You Can’t Build a Good Product Without Knowing Your Target Customer: Why Audience Clarity Is Critical in CPG Product Development
Introduction: The Most Expensive Sentence in CPG
One of the most common and most costly phrases in consumer packaged goods (CPG) development is:
“We’re still figuring out our customer.”
At first glance, this sounds reasonable. It suggests flexibility, openness, and thoughtful iteration before committing to a direction.
In reality, it often signals a deeper structural issue: the product is being built without a stable understanding of who it is for.
And in CPG product development, that uncertainty doesn’t stay in marketing. It spreads into formulation, packaging, pricing, claims, and commercialization decisions.
Why Target Audience Definition Is Product Infrastructure (Not Just Marketing)
In many organizations, target audience definition is treated as a marketing exercise. It lives in brand decks, positioning workshops, or go-to-market strategy documents.
But in CPG, audience definition is actually product infrastructure.
It directly influences:
Ingredient selection in formulation development
Texture, taste, or sensory profile decisions
Delivery format (cream, powder, capsule, gel, etc.)
Packaging design and usability
Price point and margin structure
Claims strategy and regulatory positioning
Even supply chain and manufacturing constraints
When the target audience is unclear, none of these decisions have a stable reference point.
Instead, teams default to “flexibility,” which often results in compromise-based product design rather than intentional product strategy.
The Hidden Cost of Unclear Target Audience in Product Development
Early ambiguity about the customer rarely causes immediate failure. Instead, it creates slow compounding inefficiencies throughout the product development process.
Each shift in audience assumptions can subtly change:
Who the product is “for” in messaging
What usage context is being designed for
What price sensitivity is assumed
What level of performance is expected
What tradeoffs are acceptable in formulation
Individually, these changes feel small.
But collectively, they create internal product contradictions:
A formulation designed for one user
A price point aligned to another
Packaging built for a third
And marketing positioned for all of them
This is where products begin to lose clarity—not in one decision, but across many small, unaligned ones.
Why Mid-Development Product Pivots Are So Expensive in CPG
In software or digital products, pivoting is relatively flexible.
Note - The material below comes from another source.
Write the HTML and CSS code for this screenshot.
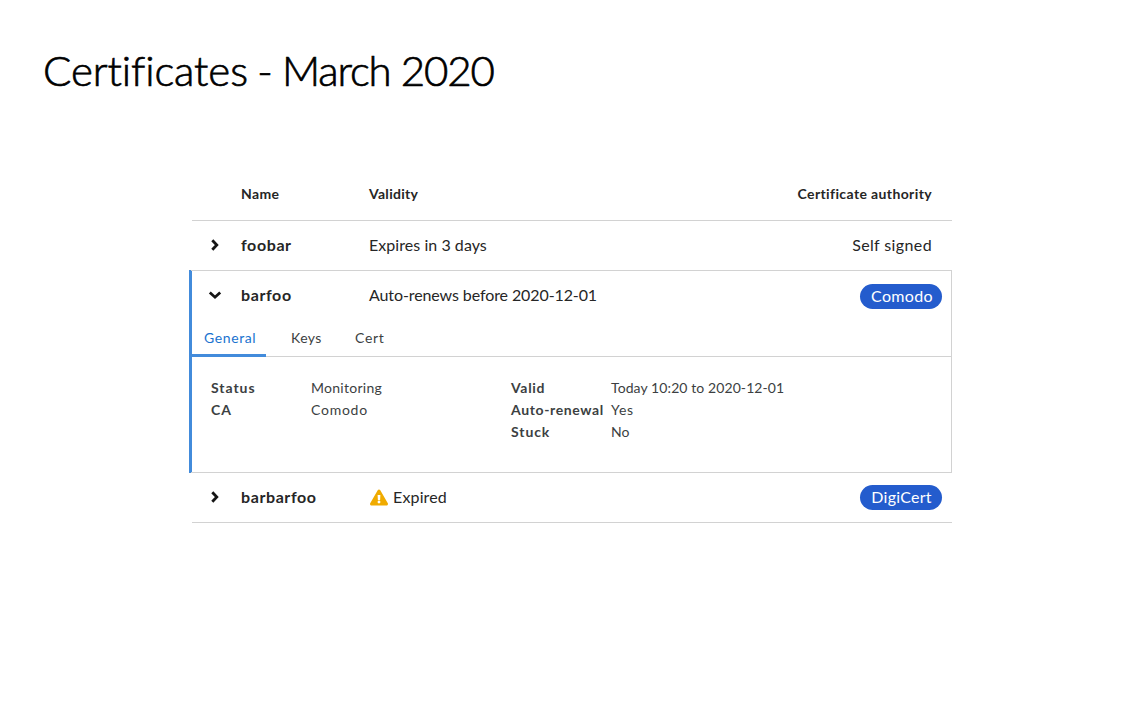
FILE: index.html
```html
<!DOCTYPE html>
<html lang="en">
<head>
<meta charset="utf-8">
<title>Certificates</title>
<link rel="stylesheet" href="styles.css">
</head>
<body>
<h1 class="page-title">Certificates <span class="t-dash">-</span> <span class="t-date">March 2020</span></h1>
<main class="cert-table">
  <div class="row row-head">
    <span></span><span class="t-name">Name</span><span class="t-validity">Validity</span><span class="authority t-authority">Certificate authority</span>
  </div>
  <div class="row row-first">
    <svg class="chevron" viewBox="0 0 14 14"><path d="M4.3 2.2 8.8 7 4.3 11.8"/></svg>
    <strong class="t-foobar">foobar</strong><span class="t-expires">Expires in 3 days</span><span class="authority t-self">Self signed</span>
  </div>
  <section class="expanded">
    <div class="row row-open">
      <svg class="chevron" viewBox="0 0 14 14"><path d="M1.8 4.5 7 9.2 12.2 4.5"/></svg>
      <strong class="t-foobar">barfoo</strong><span class="t-renews">Auto-renews before 2020-12-01</span><span class="badge"><span class="t-comodo-badge">Comodo</span></span>
    </div>
    <nav class="tabs">
      <span class="tab active"><span class="t-general">General</span></span>
      <span class="tab tab-keys"><span class="t-keys">Keys</span></span>
      <span class="tab tab-cert"><span class="t-cert">Cert</span></span>
    </nav>
    <div class="details">
      <dl class="facts">
        <dt><span class="t-status">Status</span></dt><dd><span class="t-monitoring">Monitoring</span></dd>
        <dt><span class="t-ca">CA</span></dt><dd><span class="t-comodo">Comodo</span></dd>
      </dl>
      <dl class="facts">
        <dt><span class="t-valid">Valid</span></dt><dd><span class="t-today">Today 10:20 to 2020-12-01</span></dd>
        <dt><span class="t-auto">Auto-renewal</span></dt><dd><span class="t-yes">Yes</span></dd>
        <dt><span class="t-stuck">Stuck</span></dt><dd><span>No</span></dd>
      </dl>
    </div>
  </section>
  <div class="row row-last">
    <svg class="chevron" viewBox="0 0 14 14"><path d="M4.3 2.2 8.8 7 4.3 11.8"/></svg>
    <strong class="t-barbarfoo">barbarfoo</strong>
    <span class="warning"><svg class="warning-icon" viewBox="0 0 576 512"><path d="M569.517 440.013C587.975 472.007 564.806 512 527.94 512H48.054c-36.937 0-59.999-40.055-41.577-71.987L246.423 23.985c18.467-32.009 64.72-31.951 83.154 0l239.94 416.028zM288 354c-25.405 0-46 20.595-46 46s20.595 46 46 46 46-20.595 46-46-20.595-46-46-46zm-43.673-165.346l7.418 136c.347 6.364 5.609 11.346 11.982 11.346h48.546c6.373 0 11.635-4.982 11.982-11.346l7.418-136c.375-6.874-5.098-12.654-11.982-12.654h-63.383c-6.884 0-12.356 5.78-11.981 12.654z"/></svg><span class="t-expired">Expired</span></span>
    <span class="badge"><span class="t-digicert">DigiCert</span></span>
  </div>
</main>
</body>
</html>
```
FILE: styles.css
```css
* { box-sizing: border-box; }
body { margin: 0; background: #fff; color: #262626; font-family: Lato, "Open Sans", sans-serif; font-size: 16px; line-height: 24px; white-space: nowrap; font-variant-ligatures: none; }
.page-title { margin: 0; padding: 43px 0 0 43px; height: 170px; color: #000; font-size: 42px; line-height: 54px; font-weight: 300; letter-spacing: -.1px; -webkit-text-stroke: .7px #000; }
.cert-table { width: 760px; margin-left: 192px; }
.row { display: grid; grid-template-columns: 49px 128px 1fr auto; align-items: center; height: 50px; padding-bottom: 1px; border-bottom: 1px solid #d2d2d2; }
.row-head { height: 51px; padding-bottom: 2px; font-size: 14px; font-weight: 700; }
.row-first { height: 49px; border-bottom: 0; }
.row strong { font-weight: 700; }
.authority { padding-right: 20px; }
.chevron { width: 14px; height: 14px; margin: 0 0 1px 16px; fill: none; stroke: #151515; stroke-width: 2.8; }
.expanded { height: 203px; margin-left: -3px; padding-left: 3px; border: 1px solid; border-left: 0; border-image: linear-gradient(to right, #428bdb 3px, #d2d2d2 3px) 1; background: linear-gradient(#428bdb, #428bdb) 0 0 / 3px 100% no-repeat; }
.row-open { padding-bottom: 2px; border: 0; }
.badge { display: flex; align-items: center; justify-content: center; width: 82px; height: 25px; margin: 3px 9px 0 0; border-radius: 13px; background: #245ccd; color: #fff; }
.row-open .badge { padding-bottom: 1px; }
.row-last .badge { margin: 0 10px 0 0; }
.tabs { display: flex; height: 36px; border-bottom: 1px solid #d2d2d2; font-size: 14px; color: #3c3f42; }
.tab { display: flex; height: 36px; padding: 5px 0 0 25px; }
.tab-keys { width: 89px; }
.tab-cert { padding-left: 0; }
.active { width: 74px; padding-left: 12px; border-bottom: 3px solid #428bdb; color: #1a73cf; }
.details { display: grid; grid-template-columns: 300px 1fr; padding: 20px 0 0 19px; font-size: 14px; color: #3c3f42; }
.facts { display: grid; grid-template-columns: 100px 1fr; grid-auto-rows: 22px; line-height: 22px; margin: 0; }
.facts dt { font-weight: 700; }
.facts dd { margin: 0; }
.warning { display: flex; align-items: center; gap: 5px; }
.warning-icon { width: 18px; height: 17px; margin-left: 1px; fill: #f0ab00; }

/* Tracking per label */
.t-dash { margin: 0 -2px; }
.t-date { letter-spacing: -1.15px; }
.t-name { letter-spacing: .35px; }
.t-validity { letter-spacing: .3px; }
.t-authority { letter-spacing: .38px; }
.t-foobar { letter-spacing: .6px; }
.t-expires { letter-spacing: .05px; }
.t-self { letter-spacing: .38px; }
.t-renews { letter-spacing: -.1px; }
.t-comodo-badge { margin-left: 2px; letter-spacing: .35px; }
.t-general { letter-spacing: .6px; }
.t-keys { letter-spacing: .4px; }
.t-cert { letter-spacing: .7px; }
.t-status { letter-spacing: .95px; }
.t-monitoring { letter-spacing: .28px; }
.t-ca { letter-spacing: 1px; }
.t-comodo { letter-spacing: .75px; }
.t-valid { letter-spacing: .7px; }
.t-today { letter-spacing: .09px; }
.t-auto { letter-spacing: .63px; }
.t-yes { letter-spacing: .7px; }
.t-stuck { letter-spacing: .9px; }
.t-barbarfoo { letter-spacing: .6px; }
.t-expired { letter-spacing: .15px; }
.t-digicert { margin-left: 1px; letter-spacing: .25px; }
```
In CPG, every decision is physically embedded into the product system.
Once a product moves beyond concept into execution, changes in target audience definition often trigger cascading rework across:
Product formulation and ingredient system
Supplier qualification and raw material sourcing
Stability, compatibility, and performance testing
Packaging design and labeling compliance
Claims substantiation and regulatory review
Manufacturing processes and quality specifications
What appears to be a “simple pivot” in audience definition becomes duplicated development effort across multiple functions.
The real cost is not just time or budget—it is fragmentation across decisions that were never aligned to the same customer in the first place.
Why “We’re Still Figuring Out Our Customer” Creates Risk in CPG Commercialization
As product development progresses, uncertainty about the target customer becomes increasingly expensive.
This is because later-stage decisions depend on earlier-stage assumptions being stable.
When they are not, teams are forced to:
Revisit formulation decisions after testing
Adjust positioning after packaging is finalized
Rework claims after compliance review
Recalculate pricing after sourcing is locked
This creates a pattern of reactive iteration instead of controlled refinement.
In CPG commercialization, this often results in:
Delayed launches
Increased development costs
Inconsistent product experience
Weak or diluted positioning in-market
The Core Issue: Pivoting Is Not the Problem—Premature Building Is
Product pivots are not inherently bad. Market feedback should influence product evolution.
The issue arises when teams begin building before there is alignment on who the product is for.
Because once physical product development begins, every change in audience definition requires reconciliation across systems that were never designed to shift independently.
In other words:
You are not iterating a product, you are re-validating a series of already-made decisions.
How to Build Stronger CPG Products Through Audience Clarity
High-performing CPG teams treat target audience definition as a constraint system, not a branding exercise.
Before formulation begins, they define:
A clearly defined primary user (not multiple personas)
A specific usage context (when, why, and how the product is used)
Clear non-users (who the product is not for)
Acceptable tradeoffs in performance, cost, and formulation
A stable definition of “success” from the user’s perspective
This creates alignment across R&D, marketing, regulatory, and supply chain functions.
Once that alignment exists, product development becomes more efficient, more consistent, and less reactive.
Key Takeaway for CPG Brands
In consumer packaged goods, product success is not just about formulation quality or marketing execution.
It starts earlier with clarity on who the product is being built for.
Without that clarity, every stage of development becomes vulnerable to drift, rework, and misalignment.
And by the time the customer is finally defined, the product has already absorbed the cost of multiple competing versions of them.